Data rows:
====
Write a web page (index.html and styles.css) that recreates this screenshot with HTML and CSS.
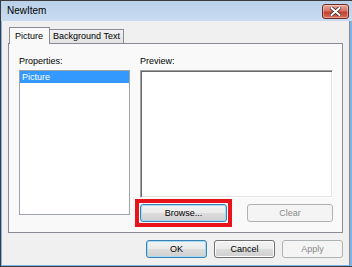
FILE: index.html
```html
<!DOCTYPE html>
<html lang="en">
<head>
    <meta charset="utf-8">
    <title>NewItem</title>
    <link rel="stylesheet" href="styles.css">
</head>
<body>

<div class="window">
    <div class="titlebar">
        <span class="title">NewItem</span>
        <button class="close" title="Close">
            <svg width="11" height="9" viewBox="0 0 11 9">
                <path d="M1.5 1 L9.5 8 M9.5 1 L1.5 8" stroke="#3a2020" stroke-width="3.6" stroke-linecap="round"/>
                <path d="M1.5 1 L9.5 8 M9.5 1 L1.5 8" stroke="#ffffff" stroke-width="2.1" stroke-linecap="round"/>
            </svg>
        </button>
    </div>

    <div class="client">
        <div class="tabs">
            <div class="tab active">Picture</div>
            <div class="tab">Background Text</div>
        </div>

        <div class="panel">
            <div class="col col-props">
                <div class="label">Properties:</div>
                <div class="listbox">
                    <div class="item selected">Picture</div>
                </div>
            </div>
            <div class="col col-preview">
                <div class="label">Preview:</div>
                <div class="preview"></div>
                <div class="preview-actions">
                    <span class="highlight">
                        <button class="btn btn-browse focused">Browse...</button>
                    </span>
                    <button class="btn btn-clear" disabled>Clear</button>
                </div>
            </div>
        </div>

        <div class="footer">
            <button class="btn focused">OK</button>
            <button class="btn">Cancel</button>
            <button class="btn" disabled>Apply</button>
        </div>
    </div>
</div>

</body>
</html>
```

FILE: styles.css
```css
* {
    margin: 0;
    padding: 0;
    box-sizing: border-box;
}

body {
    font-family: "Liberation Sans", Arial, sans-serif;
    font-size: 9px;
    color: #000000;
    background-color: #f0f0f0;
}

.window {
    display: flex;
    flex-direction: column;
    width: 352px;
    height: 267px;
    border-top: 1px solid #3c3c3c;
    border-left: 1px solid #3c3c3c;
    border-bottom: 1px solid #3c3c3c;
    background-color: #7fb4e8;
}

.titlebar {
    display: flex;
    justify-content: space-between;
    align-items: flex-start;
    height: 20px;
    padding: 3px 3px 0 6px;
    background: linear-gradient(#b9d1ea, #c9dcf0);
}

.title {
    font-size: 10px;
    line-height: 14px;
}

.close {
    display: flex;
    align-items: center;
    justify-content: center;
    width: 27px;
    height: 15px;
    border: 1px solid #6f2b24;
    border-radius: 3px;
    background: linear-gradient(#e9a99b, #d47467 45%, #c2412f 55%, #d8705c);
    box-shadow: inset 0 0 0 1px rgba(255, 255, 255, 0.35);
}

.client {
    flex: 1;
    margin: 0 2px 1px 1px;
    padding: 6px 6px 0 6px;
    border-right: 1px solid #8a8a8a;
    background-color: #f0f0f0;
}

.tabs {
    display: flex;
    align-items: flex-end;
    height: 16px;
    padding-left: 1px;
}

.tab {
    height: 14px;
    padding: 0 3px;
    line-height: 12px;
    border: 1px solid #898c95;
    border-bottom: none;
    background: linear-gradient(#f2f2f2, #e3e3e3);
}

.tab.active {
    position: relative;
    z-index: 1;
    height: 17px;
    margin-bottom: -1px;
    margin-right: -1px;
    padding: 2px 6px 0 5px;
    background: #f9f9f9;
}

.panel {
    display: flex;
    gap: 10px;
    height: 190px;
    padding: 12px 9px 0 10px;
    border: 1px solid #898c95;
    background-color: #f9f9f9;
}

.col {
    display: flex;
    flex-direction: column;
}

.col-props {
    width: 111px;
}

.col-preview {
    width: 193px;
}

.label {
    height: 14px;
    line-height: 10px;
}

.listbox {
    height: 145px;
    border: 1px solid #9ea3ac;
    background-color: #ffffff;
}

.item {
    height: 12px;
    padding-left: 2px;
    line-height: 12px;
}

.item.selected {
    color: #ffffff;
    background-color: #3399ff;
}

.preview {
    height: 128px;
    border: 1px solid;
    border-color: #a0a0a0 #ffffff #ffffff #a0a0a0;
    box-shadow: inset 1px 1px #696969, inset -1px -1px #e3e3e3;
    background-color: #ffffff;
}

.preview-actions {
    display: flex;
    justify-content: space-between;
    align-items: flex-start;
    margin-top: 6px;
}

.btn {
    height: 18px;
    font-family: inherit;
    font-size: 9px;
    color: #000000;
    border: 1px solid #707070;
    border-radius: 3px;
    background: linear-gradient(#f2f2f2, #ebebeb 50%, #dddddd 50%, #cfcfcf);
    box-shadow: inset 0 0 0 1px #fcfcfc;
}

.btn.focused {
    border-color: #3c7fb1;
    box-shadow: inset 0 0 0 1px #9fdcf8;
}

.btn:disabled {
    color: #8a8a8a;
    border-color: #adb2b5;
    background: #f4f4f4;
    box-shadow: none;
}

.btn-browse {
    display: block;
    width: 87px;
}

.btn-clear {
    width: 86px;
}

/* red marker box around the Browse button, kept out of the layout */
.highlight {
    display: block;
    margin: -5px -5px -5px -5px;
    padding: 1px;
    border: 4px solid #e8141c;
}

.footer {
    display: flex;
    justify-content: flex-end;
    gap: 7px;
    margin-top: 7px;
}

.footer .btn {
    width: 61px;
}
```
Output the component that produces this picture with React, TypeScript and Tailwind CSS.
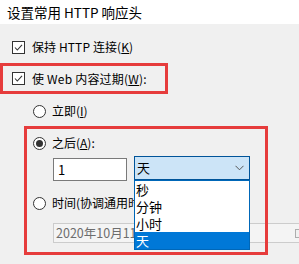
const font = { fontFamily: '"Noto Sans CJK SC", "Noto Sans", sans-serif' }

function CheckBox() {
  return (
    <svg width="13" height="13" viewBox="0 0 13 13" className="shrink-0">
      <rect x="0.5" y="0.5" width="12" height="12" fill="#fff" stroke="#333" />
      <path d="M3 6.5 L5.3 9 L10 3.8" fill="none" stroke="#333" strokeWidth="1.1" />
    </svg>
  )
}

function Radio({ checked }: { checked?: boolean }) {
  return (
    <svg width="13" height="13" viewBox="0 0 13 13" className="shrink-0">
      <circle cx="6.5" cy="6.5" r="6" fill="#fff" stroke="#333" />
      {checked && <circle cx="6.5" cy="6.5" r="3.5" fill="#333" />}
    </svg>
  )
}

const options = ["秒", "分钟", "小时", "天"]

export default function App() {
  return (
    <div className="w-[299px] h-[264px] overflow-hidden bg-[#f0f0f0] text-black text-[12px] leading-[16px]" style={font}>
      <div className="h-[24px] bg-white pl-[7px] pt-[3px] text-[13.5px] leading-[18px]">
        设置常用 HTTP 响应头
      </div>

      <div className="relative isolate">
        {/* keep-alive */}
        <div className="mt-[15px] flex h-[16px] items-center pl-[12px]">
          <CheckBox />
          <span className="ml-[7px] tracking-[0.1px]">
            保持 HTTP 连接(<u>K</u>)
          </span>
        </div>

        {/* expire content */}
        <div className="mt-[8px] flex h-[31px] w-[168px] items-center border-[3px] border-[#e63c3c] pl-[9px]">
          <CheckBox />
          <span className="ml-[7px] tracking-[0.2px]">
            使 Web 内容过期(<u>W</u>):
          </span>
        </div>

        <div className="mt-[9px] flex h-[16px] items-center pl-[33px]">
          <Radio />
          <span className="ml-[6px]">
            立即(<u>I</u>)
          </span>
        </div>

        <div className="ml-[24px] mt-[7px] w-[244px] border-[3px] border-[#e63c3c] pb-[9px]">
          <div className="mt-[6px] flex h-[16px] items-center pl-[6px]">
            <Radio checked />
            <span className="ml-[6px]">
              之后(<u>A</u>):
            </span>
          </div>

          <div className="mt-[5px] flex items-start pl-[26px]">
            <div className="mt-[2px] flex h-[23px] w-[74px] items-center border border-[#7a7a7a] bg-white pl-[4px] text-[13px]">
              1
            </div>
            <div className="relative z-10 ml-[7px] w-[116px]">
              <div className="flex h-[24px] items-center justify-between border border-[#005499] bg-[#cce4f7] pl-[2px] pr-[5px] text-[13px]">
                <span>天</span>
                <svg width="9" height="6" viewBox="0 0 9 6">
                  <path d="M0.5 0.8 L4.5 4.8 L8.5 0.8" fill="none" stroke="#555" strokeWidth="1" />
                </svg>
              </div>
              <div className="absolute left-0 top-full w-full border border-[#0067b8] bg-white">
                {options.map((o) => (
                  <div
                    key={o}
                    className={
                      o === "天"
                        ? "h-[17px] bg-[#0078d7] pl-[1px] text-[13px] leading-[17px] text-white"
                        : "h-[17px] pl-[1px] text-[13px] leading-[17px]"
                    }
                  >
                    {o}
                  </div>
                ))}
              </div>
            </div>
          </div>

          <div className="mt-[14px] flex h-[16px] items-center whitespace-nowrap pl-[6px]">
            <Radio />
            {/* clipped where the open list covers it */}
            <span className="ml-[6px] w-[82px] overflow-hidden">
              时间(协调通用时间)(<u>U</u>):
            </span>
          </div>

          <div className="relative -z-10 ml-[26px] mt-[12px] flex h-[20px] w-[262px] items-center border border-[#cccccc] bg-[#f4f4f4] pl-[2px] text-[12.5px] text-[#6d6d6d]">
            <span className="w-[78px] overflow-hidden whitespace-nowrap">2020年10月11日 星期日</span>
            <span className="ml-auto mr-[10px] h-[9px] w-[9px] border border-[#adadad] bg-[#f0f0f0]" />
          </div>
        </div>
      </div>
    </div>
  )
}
====
Which lines of the data include "that"? Copy each of them.

Write a web page (index.html and styles.css) that recreates this screenshot with HTML and CSS.
Output the component that produces this picture with React, TypeScript and Tailwind CSS.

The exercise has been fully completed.